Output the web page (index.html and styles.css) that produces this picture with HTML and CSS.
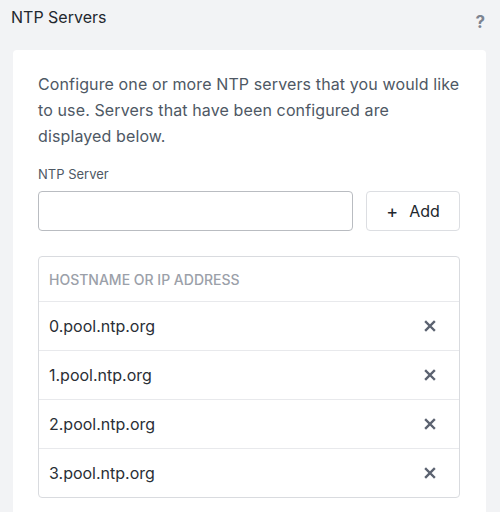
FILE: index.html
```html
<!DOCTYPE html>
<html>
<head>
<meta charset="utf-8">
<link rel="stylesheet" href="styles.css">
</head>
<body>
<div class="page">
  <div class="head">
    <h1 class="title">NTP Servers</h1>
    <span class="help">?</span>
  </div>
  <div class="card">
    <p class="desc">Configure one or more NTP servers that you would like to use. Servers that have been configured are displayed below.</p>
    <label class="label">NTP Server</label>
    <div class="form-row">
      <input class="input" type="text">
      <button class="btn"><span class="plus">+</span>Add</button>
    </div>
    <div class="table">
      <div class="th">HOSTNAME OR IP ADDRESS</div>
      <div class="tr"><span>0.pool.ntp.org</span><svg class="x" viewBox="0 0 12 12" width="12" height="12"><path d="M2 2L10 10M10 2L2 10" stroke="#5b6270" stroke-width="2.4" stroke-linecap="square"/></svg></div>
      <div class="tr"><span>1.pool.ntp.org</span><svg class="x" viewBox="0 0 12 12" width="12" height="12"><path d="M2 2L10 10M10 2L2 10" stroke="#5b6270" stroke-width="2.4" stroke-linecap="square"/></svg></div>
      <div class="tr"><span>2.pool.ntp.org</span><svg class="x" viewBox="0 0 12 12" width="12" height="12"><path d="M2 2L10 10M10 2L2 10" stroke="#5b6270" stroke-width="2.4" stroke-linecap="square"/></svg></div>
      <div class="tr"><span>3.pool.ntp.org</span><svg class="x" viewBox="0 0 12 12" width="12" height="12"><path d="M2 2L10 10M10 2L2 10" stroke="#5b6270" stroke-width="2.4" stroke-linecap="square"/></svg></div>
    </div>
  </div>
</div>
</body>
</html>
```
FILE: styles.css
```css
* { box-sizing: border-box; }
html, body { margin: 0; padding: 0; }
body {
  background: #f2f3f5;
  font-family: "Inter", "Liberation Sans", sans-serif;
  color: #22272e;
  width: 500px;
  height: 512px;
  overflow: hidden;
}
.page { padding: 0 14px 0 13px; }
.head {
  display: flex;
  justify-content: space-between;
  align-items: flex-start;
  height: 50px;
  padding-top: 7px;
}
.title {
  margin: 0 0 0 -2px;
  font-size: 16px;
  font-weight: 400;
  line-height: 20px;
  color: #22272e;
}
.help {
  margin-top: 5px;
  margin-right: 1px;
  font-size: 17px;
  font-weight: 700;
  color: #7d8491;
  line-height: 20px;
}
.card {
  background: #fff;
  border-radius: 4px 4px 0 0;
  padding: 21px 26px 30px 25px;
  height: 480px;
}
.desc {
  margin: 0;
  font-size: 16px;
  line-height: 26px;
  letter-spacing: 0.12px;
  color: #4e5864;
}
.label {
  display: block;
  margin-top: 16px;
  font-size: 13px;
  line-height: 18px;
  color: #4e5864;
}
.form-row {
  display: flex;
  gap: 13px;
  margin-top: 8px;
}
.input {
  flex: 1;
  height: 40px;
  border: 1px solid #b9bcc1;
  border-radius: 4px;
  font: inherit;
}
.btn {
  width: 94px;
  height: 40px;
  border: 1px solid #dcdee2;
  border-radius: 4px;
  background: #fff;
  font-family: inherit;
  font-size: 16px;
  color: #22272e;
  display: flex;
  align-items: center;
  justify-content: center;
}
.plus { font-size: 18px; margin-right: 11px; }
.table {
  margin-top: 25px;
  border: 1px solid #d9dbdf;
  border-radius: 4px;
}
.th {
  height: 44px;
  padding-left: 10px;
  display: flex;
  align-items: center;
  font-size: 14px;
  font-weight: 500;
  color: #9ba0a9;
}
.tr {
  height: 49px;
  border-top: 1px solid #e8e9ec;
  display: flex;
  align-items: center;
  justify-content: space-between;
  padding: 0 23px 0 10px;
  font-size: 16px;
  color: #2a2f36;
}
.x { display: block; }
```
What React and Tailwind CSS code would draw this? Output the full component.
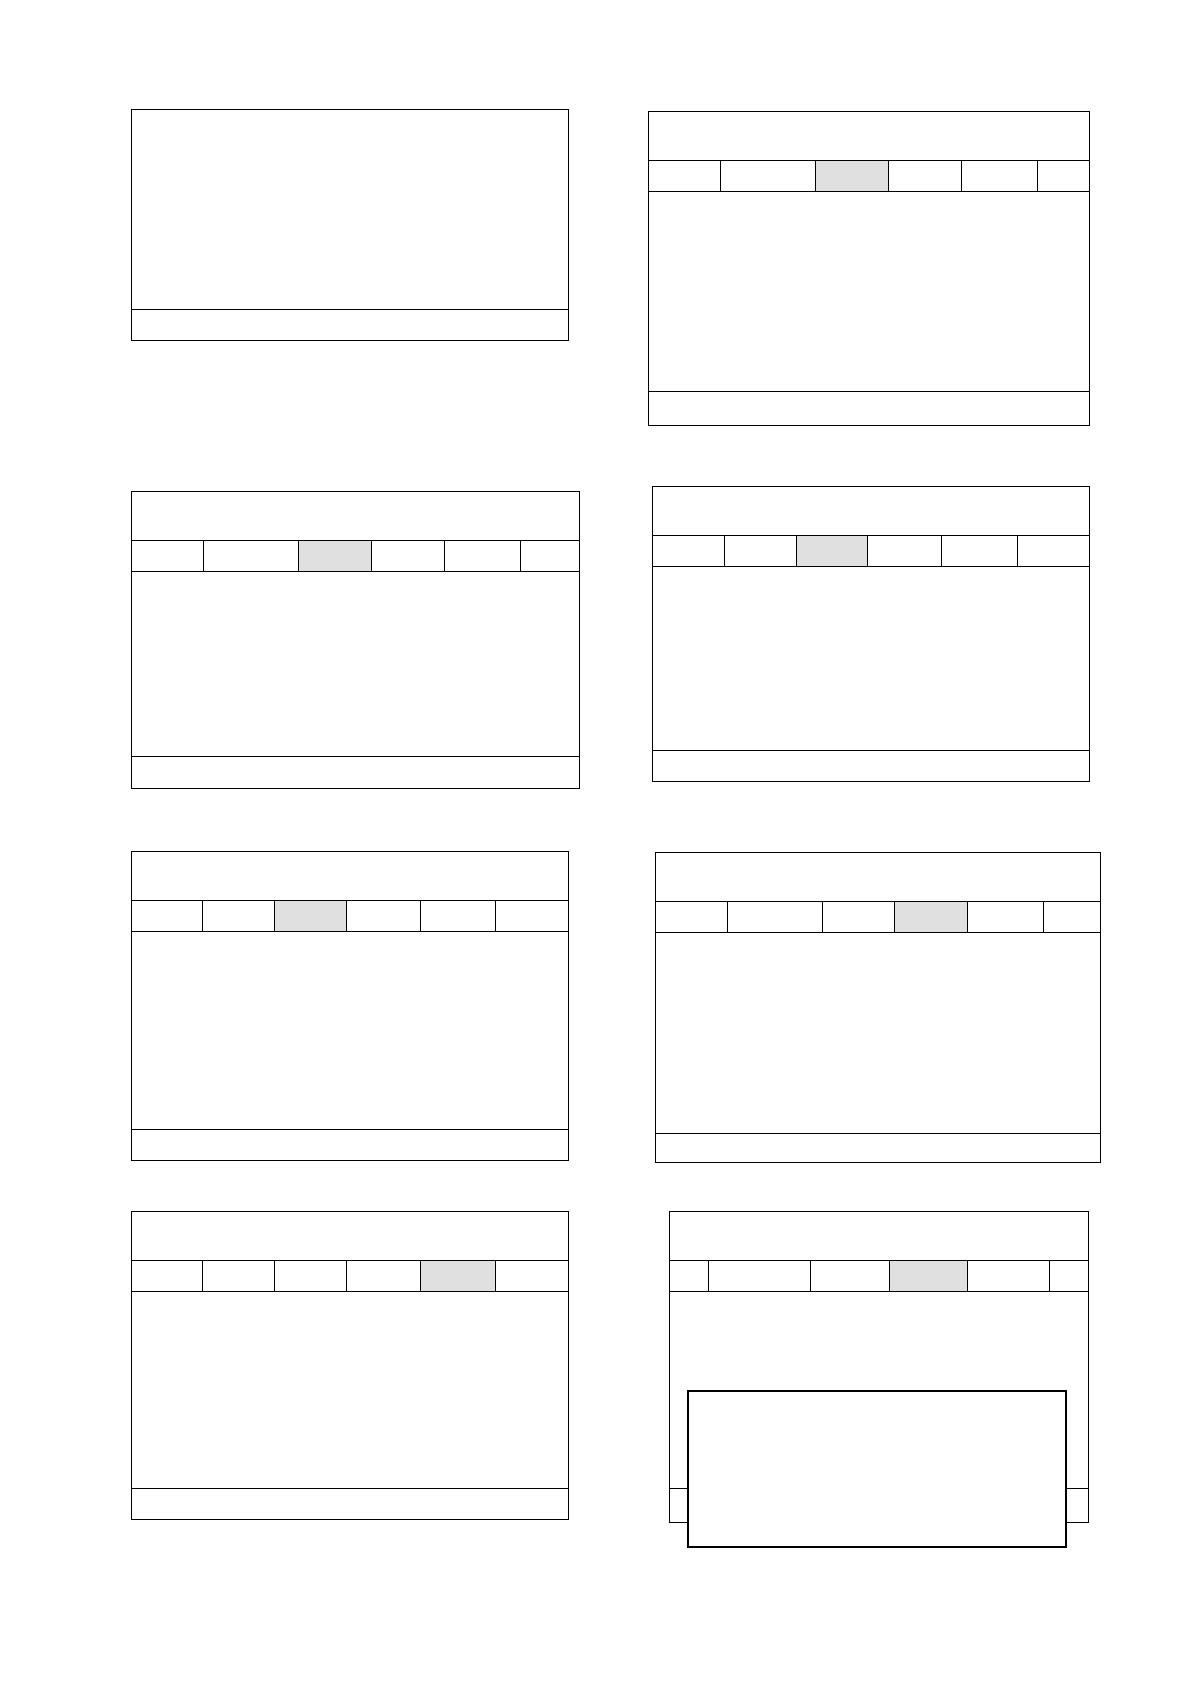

EXERCISE OBJECTIVE: Give only the number of lines in the records that include the word "Output".

FINISHED EXERCISE: 2